Results and Discussion
The determiner selection problem provided a good example of how participants learn distributional regularities. One of the hallmarks of grammatical gender processing is the article-noun correspondence. Using this experiment, the authors were able to successfully demonstrate that participants learned the distributional property as shown in Figure 2.

determiner selection
Figure 2: Determiner Selection Performance

The result for the generalisation set is even more striking as shown in figure two. Incorrect, determiner-suffix pairing led the participants to falter both in the word picture matching and the determiner selection tasks. This result demonstrates that we learn semantic regularities while learning new gender classes. What is amazing about this result is that, distributional regularities also seem to affect our learning of new words. What I found particularly interesting about this work was the learning approach they used. The multi-modal (auditory-visual) learning strategy with the correct pairing being probabilistically present closely simlates the native meaning learning processes in humnas. However, with a limited training set of 128 pictures and few phonological markers, the result given here may not be true reflection of the learning efficiencies and processes.

generalisation set
Figure 3: Performance on Generalisation Set

References

  • Breitenstein, C., Zwitserlood, P., Vries, M. de, Feldhues, C.,Knecht, S., & Dobel, C. (2007). Five days versus a lifetime:Intense associative vocabulary training generates lexically integrated words. Restorative Neurology and Neuroscience, 25, 493-500.

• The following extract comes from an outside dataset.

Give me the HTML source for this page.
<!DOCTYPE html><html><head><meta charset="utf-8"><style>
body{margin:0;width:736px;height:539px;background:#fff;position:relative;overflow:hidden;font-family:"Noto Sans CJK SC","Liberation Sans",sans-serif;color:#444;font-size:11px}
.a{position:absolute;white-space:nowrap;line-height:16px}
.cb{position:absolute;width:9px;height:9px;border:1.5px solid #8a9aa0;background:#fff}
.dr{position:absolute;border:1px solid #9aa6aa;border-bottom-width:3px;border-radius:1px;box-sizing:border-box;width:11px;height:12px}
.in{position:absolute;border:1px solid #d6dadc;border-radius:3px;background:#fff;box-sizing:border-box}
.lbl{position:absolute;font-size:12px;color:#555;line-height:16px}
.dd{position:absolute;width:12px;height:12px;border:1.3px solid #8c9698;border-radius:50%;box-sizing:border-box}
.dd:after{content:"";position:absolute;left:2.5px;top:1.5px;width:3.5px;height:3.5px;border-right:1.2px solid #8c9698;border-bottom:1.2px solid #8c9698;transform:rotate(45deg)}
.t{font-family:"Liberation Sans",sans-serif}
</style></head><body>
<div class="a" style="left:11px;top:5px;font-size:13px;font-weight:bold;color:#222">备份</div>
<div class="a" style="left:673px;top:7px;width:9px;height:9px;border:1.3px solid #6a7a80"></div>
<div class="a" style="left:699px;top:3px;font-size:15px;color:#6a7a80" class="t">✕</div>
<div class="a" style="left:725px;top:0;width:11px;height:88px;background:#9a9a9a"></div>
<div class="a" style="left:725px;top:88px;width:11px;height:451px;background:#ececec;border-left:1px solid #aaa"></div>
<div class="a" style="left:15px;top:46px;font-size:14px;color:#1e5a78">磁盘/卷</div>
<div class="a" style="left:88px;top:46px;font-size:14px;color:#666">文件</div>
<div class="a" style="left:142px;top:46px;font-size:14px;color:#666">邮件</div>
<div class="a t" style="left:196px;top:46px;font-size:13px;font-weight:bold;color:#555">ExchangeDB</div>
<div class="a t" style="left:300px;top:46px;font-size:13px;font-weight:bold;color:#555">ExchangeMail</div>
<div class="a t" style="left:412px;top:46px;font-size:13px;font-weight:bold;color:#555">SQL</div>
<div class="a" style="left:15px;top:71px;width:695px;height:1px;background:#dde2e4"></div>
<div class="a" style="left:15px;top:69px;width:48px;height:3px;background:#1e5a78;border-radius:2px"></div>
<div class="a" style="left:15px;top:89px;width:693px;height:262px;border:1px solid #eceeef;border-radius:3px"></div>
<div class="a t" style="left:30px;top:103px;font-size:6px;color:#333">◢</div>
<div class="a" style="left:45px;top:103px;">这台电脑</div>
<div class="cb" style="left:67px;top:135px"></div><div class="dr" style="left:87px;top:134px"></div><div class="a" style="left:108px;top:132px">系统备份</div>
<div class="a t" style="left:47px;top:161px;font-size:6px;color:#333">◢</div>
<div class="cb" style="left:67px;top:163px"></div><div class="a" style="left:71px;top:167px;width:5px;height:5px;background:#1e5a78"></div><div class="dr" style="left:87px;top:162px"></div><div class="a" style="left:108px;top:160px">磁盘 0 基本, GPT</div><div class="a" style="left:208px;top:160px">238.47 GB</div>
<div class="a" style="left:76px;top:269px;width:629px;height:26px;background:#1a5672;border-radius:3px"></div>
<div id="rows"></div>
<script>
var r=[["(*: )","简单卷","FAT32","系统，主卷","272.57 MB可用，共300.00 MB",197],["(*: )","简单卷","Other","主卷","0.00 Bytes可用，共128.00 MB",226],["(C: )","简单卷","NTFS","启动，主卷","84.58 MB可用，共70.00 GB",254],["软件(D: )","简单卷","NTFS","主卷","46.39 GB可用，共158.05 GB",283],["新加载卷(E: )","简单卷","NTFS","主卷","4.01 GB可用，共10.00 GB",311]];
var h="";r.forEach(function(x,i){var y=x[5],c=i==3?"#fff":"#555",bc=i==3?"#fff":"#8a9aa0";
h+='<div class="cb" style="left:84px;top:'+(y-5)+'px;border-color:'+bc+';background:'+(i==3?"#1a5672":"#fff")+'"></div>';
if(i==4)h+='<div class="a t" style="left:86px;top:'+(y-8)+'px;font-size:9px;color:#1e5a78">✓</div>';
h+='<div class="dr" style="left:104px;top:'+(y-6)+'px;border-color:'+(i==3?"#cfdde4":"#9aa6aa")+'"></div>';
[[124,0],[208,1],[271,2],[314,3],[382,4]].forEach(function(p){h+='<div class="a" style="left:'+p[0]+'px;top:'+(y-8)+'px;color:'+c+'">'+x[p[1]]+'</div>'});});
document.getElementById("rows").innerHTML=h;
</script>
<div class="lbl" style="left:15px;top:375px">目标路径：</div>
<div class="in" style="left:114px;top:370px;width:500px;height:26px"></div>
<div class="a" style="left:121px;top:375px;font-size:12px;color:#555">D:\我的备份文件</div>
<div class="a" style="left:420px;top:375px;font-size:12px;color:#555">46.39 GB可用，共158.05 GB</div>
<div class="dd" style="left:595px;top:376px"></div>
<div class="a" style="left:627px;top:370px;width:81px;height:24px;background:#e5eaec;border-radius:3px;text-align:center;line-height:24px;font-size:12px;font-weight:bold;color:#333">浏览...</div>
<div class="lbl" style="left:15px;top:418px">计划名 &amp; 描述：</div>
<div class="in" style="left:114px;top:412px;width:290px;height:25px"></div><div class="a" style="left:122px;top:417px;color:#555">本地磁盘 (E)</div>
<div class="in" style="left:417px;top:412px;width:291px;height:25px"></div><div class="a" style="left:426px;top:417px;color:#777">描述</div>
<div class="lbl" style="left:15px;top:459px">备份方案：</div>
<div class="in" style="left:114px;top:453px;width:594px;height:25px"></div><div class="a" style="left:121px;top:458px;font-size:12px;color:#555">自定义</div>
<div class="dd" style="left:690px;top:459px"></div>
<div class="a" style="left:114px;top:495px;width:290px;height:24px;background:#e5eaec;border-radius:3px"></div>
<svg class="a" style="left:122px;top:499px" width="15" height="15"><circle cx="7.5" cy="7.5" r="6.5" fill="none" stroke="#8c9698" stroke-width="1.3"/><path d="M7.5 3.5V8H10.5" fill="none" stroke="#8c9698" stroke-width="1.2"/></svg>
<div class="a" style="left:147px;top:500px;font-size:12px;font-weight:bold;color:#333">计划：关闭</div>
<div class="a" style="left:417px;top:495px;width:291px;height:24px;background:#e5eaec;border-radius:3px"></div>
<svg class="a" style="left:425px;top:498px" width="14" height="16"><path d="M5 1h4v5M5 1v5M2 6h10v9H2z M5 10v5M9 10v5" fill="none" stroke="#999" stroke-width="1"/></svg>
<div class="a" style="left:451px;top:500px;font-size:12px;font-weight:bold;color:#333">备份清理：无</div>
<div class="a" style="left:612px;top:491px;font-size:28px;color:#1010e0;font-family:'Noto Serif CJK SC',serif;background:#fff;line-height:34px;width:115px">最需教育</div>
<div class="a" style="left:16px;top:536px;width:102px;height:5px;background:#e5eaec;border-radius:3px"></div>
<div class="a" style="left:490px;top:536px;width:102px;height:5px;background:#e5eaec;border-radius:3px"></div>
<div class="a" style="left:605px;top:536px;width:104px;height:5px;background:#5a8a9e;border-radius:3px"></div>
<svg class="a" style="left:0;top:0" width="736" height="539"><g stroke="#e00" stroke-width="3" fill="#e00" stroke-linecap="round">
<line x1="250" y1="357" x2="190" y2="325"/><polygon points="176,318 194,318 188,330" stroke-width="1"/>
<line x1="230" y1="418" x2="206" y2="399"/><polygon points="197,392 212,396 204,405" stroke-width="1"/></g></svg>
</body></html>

  • Brooks, P. J., Braine, M. D. S., Catalano, L., & Brody, R. E.(1993). Acquisition of gender-like noun subclasses in an artificial language: the contribution of phonological markers to learning. Journal of Memory and Language, 32, 76-95.

  • Dahan, D., Swingley, D., Tanenhaus, M. K., & Magnuson, J. S. (2000). Linguistic gender and spoken-word recognition in French. Journal of Memory and Language, 42, 465-480.

  • Rastle, K., Harrington, J., & Coltheart, M. (2002). 358,534 nonwords: The ARC nonword database. The Quarterly Journal of Experimental Psychology Section A, 55, 1339-1362.